Imports up 22% in H1 2024

In the first half of 2024, combined feedstock imports from Iran rose 22.3% on the year to 30.2 million mt from 24.7 million mt, Commodity Insights data showed.

These cargoes accounted for around 52.2% of feedstocks imported by independent refiners during the same period, growing from a low base of 35.8% in the corresponding period last year.

In comparison, imports from Russia fell 31.5% on the year to 20.78 million in H1 2024.

Iranian cargoes are usually masked as blended crudes that originate from Malaysia, such as Mal Blend as in the tables.

Iran output rising

Iran boosted its crude oil production by more than 70% over the past three years to 3.6 million b/d, following a $34 billion investment in 155 projects, Oil Minister Javad Oji said on June 24.

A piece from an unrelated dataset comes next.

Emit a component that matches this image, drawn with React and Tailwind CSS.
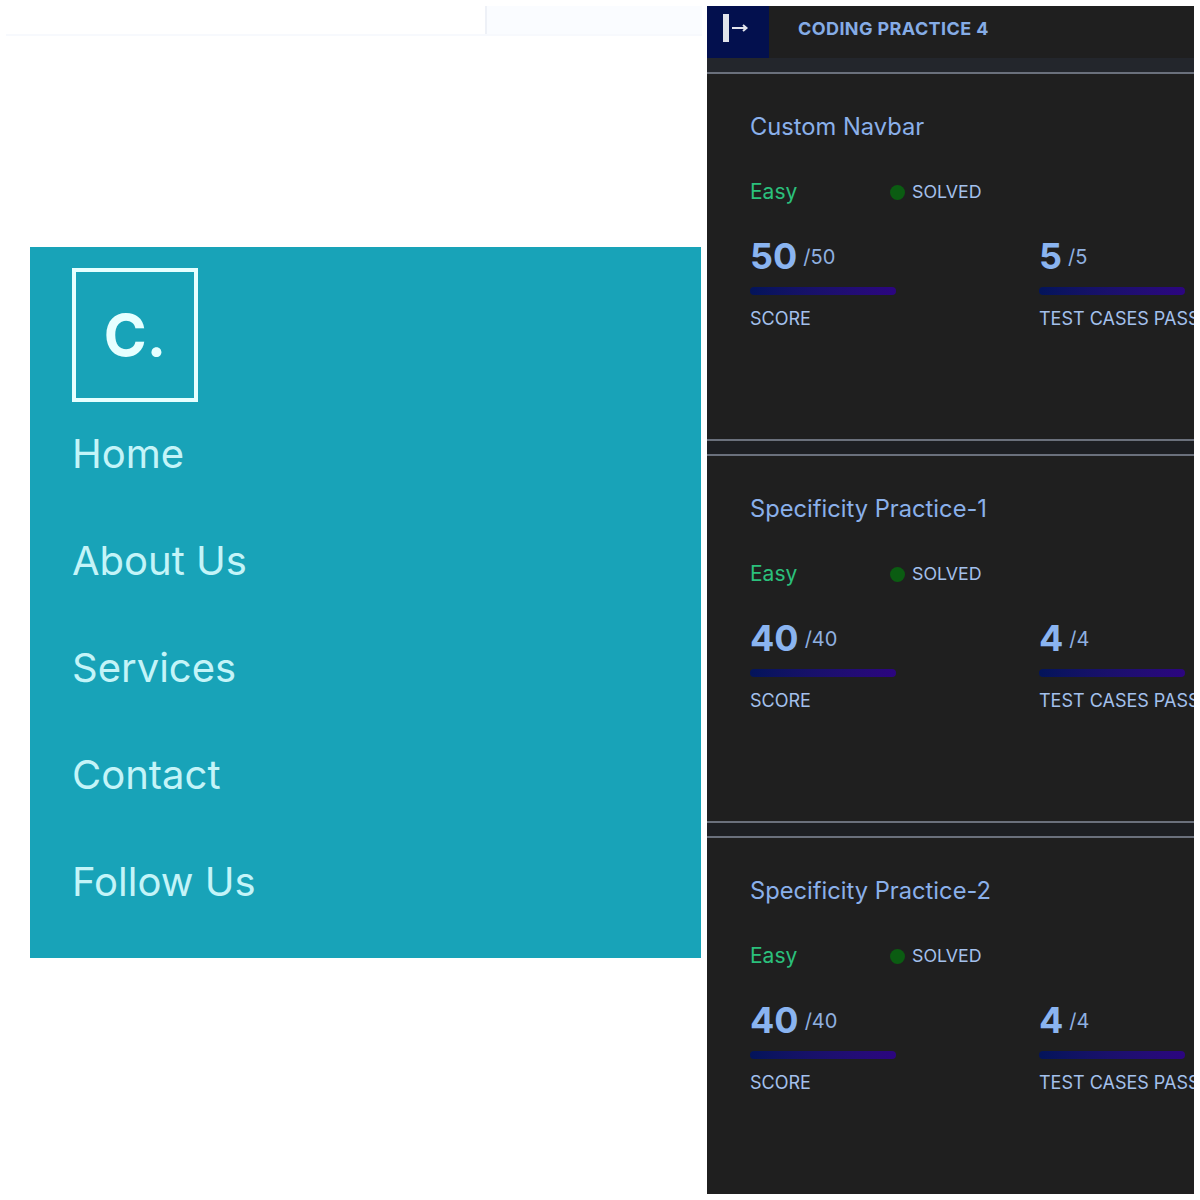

Oji was quoted by oil ministry news service Shana at the inauguration ceremony of a project in the onshore western oil field of Danan, which added 11,000 b/d to its output after 11 wells were drilled for $135 million, increasing its processing and production capacity to 19,000 b/d.

Independent refinery sources said the Iranian cargoes available in the market were mostly heavy crude, which was more economical, with slightly less light crude.

Commodity Insights collects information from trade and independent refinery sources, Kpler, shipping brokers, port sources, and S&P Global Commodities at Sea, and the information has been confirmed by sources with knowledge about the matter.